Installed outside museum walls, public art is not only exposed to the elements but also to “an audience that didn’t ask for an art experience”, Elmgreen said. “When people interact with [public art], even vandalism can be seen as a positive – it’s a sign of people feeling that they have a say in public space.”
The last 14 years unfolded with a series of unforeseeable events, beginning with the advent of social media and Airbnb. The monumental art collections of Marfa, and by extension Prada Marfa, suddenly became booming mainstream destinations. In 2013, when the Texas department of transportation threatened Prada Marfa’s removal after deeming it a piece of illegal roadside advertising, the sculpture won its right to stay after Ballroom Marfa granted it museum status. Vandalism continued, in the form of stuffed drainpipes, bullet holes, cigarette burns in the awnings; in one high-profile 2014 incident, an Austin-based artist was arrested for using the site for his own guerrilla installation, plastering it with blue paint and ads for Toms shoes.
Residents of Valentine have offered mixed reviews: “It was strange at first, but it’s been here so long we’ve gotten used to it,” said Letty, 48, a local librarian who declined to give her last name. Her fellow resident Bob Carr, age 74, called it “a waste of money”. Neither has ever taken a photo there.
But despite its detractors, public affection for Prada Marfa is undeniable. Couples attach love locks to the links of its surrounding fence; unauthorized companies mass-produce road signs to Prada Marfa as bedroom decor. It inspired the tiny, non-functioning roadside attraction Target Marathon, a roadside attraction outside Marathon, Texas. And during a recent road-trip episode of The Simpsons, Homer cemented Prada Marfa’s place in popular culture by urinating on it.

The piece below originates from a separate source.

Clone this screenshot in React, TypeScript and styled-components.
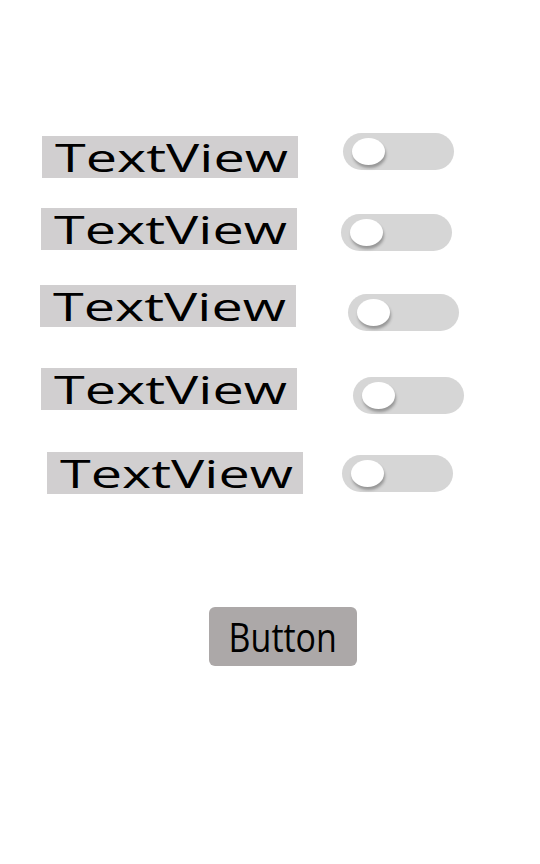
import React from 'react';
import styled, { createGlobalStyle } from 'styled-components';

type RowSpec = {
    gapTop: number;
    labelX: number;
    labelDy: number;
    switchX: number;
    switchDy: number;
};

const rows: RowSpec[] = [
    { gapTop: 0, labelX: 42, labelDy: 3, switchX: 343, switchDy: 0 },
    { gapTop: 30, labelX: 41, labelDy: 0, switchX: 341, switchDy: 6 },
    { gapTop: 34, labelX: 40, labelDy: 0, switchX: 348, switchDy: 9 },
    { gapTop: 37, labelX: 41, labelDy: 0, switchX: 353, switchDy: 9 },
    { gapTop: 38, labelX: 47, labelDy: 0, switchX: 342, switchDy: 3 },
];

const LABEL_WIDTH = 256;

const App: React.FC = () => (
    <>
        <GlobalStyle />
        <Screen>
            {rows.map((r, i) => (
                <Row key={i} $gapTop={r.gapTop} $left={r.labelX}>
                    <Label $dy={r.labelDy}>
                        <LabelText>TextView</LabelText>
                    </Label>
                    <Track $dy={r.switchDy} $dx={r.switchX - r.labelX - LABEL_WIDTH}>
                        <Thumb />
                    </Track>
                </Row>
            ))}
            <ButtonRow>
                <Button>
                    <ButtonText>Button</ButtonText>
                </Button>
            </ButtonRow>
        </Screen>
    </>
);

const GlobalStyle = createGlobalStyle`
    html, body {
        margin: 0;
        padding: 0;
        background: #ffffff;
    }
    body {
        font-family: "Open Sans", "Noto Sans", sans-serif;
    }
`;

const Screen = styled.main`
    display: flex;
    flex-direction: column;
    width: 540px;
    min-height: 864px;
    padding-top: 133px;
    box-sizing: border-box;
    background: #fff;
`;

const Row = styled.div<{ $gapTop: number; $left: number }>`
    display: flex;
    align-items: flex-start;
    margin-top: ${(p) => p.$gapTop}px;
    padding-left: ${(p) => p.$left}px;
`;

const Label = styled.div<{ $dy: number }>`
    flex: none;
    width: ${LABEL_WIDTH}px;
    height: 42px;
    margin-top: ${(p) => p.$dy}px;
    background: #d1cfd0;
    padding-left: 13px;
    box-sizing: border-box;
`;

const LabelText = styled.span`
    display: inline-block;
    font-size: 39px;
    line-height: 42px;
    color: #000;
    transform: scaleX(1.43);
    transform-origin: left center;
    white-space: nowrap;
`;

const Track = styled.div<{ $dy: number; $dx: number }>`
    position: relative;
    flex: none;
    width: 111px;
    height: 37px;
    margin-top: ${(p) => p.$dy}px;
    margin-left: ${(p) => p.$dx}px;
    border-radius: 19px;
    background: #d6d6d6;
`;

const Thumb = styled.div`
    position: absolute;
    left: 9px;
    top: 5px;
    width: 33px;
    height: 27px;
    border-radius: 50%;
    background: #fff;
    box-shadow: 1px 3px 3px rgba(0, 0, 0, 0.3);
`;

const ButtonRow = styled.div`
    display: flex;
    margin-top: 113px;
    padding-left: 209px;
`;

const Button = styled.button`
    display: flex;
    align-items: center;
    justify-content: center;
    width: 148px;
    height: 59px;
    padding: 0;
    border: none;
    border-radius: 6px;
    background: #aca8a8;
    cursor: pointer;
`;

const ButtonText = styled.span`
    display: inline-block;
    font-family: "Open Sans", "Noto Sans", sans-serif;
    font-size: 40px;
    line-height: 1;
    color: #000;
    transform: scaleX(0.85);
    white-space: nowrap;
`;

export default App;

After their opening in Dallas, Elmgreen & Dragset took the one-hour flight to Midland, then boarded a small bus with a few VIP museum patrons. As they went west on Highway 90, a road prone to mirages, Prada Marfa first appeared as a small blip in the distance. The artists stood with excitement before the bus came to a full stop. There across the road was their sculpture, framed by the surreal light and low slung clouds of the desert sky. The stucco walls had been freshly painted, and the interior carpet freshly vacuumed of dead bugs. For both artists, it was a poignant moment.
“It’s almost like being a parent who experienced children growing up and going a direction they never intended,” Elmgreen said.
“After all these years, you come out here and the landscape, the collection, the way the bags are standing, is exactly the same,” Dragset said. “Nothing is ever like that.”